Annual UK Consumer Prices Inflation (CPI) fell to 0.5% in December – its lowest level since May 2000.

The Office for National Statistics (ONS) said CPI dropped from 1% in November, driven mainly by December 2013 gas and electricity price rises falling out of the calculation and the continuing drop in motor fuel prices.

The ONS said: “In December 2013 a number of the major utility companies raised their prices. In contrast there were no increases in December 2014. The price of petrol and diesel at the pump continues to fall and this has also contributed to the lower rate of inflation. Petrol and diesel prices are now almost 25p per litre below their peak prices in April 2012.

“While the rate of inflation fell, there was some upward pressure from prices for alcohol – notably wine and spirits. Prices, overall, usually fall for alcohol in the run up to Christmas. In 2014 the majority of the fall came in November, with the ensuing December fall being smaller than usual.”

The Monetary Policy Committee’s current target is a CPI rate of 2% per annum.

Meanwhile, the Retail Prices Index (RPI) fell by 0.4% to 1.6% in December.

Kames Capital said tumbling inflation would keep UK interest rates at record lows in 2015.

Head of multi-asset Scott Jamieson said: “The headlines are going to blame the slump in the crude oil price; last trading at $46 per barrel, it was priced over $100pb less than six months ago. Certainly the attribution provided by the ONS highlights the decline in transport and other oil-related components.

“However the CPI rate has been slipping steadily for some time now and is less than 10% of the level reached in late 2011; only recently have lower energy costs been a contributory factor. Pricing power remains weak and although job creation has been heady it has not been accompanied by even moderate wage growth. Finally, the rise in strength seen through 2013/2014 has also taken its toll.”

Fidelity Worldwide Investment retirement director Alan Higham said the announcement hid a “tsunami of higher inflation”.

He added: “Over the next 15 years, the yields on inflation-linked gilts and fixed income gilts suggests that the market is expecting inflation to average 3% over the period. Inflation could easily return to exceed 5% per annum within the next 15 years.

“For people looking to secure a retirement income, they should remember their pensions need to last for 20-30 years and take the prospect of rising inflation seriously. In the short term, the triple lock on the state pension will see rises of at least 2.5% but whether this policy survives after the general election remains to be seen.

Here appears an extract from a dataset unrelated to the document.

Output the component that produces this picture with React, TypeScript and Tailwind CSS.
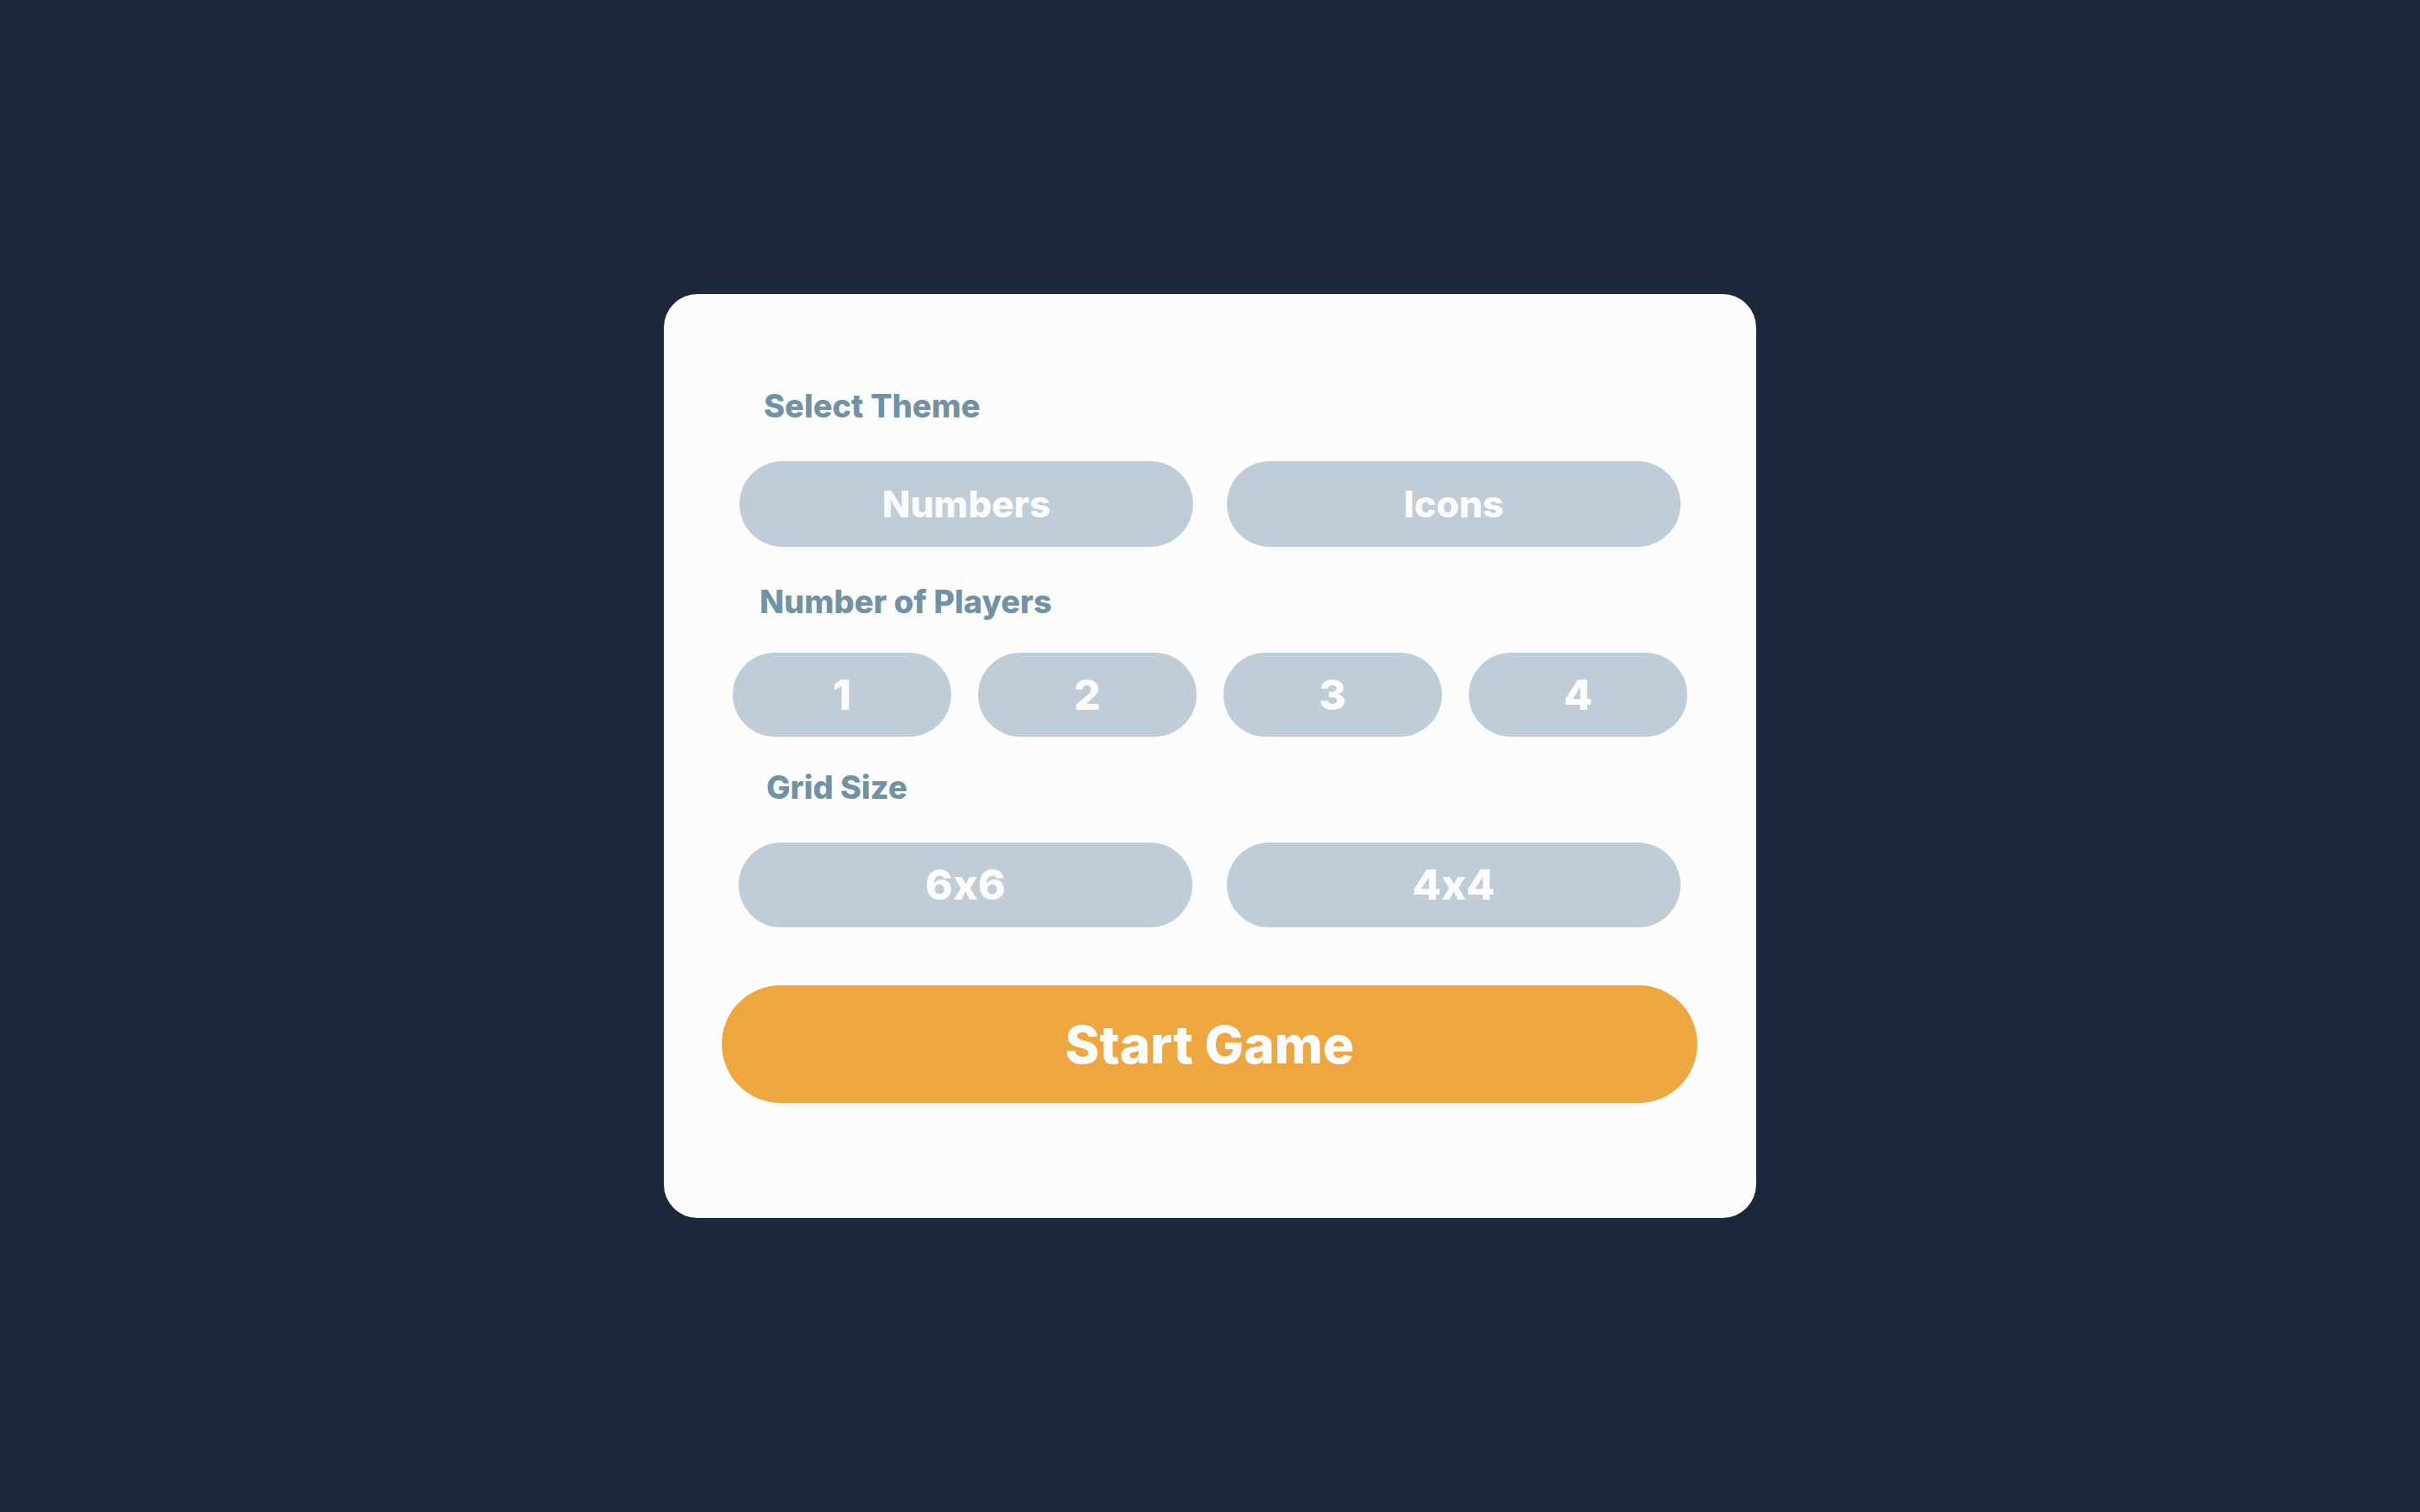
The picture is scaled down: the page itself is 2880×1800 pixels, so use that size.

“People reaching state pension age before 6 April 2016 can benefit from very generous terms to increase their state pension with its inflation protection by deferring taking it. Consider using the new pension freedoms to fund your retirement from private pensions whilst deferring the state pension.”

This comes in the same week the Institute for Fiscal Studies (IFS) described the Retail Prices Index (RPI) as “flawed” and said it should be scrapped as a measure for inflation.

An independent review of UK consumer price statistics carried out by IFS director Paul Johnson for the UK Statistics Authority, said there were “basic statistical flaws” in the construction of the RPI and called for the government and regulators to replace it with the CPI as its main measure of inflation.

Johnson said the CPI was a “well-constructed” measure of inflation which users should have confidence in. He added, however, that while the CPI was reliable, it should also account for owner occupiers’ housing costs (CPIH).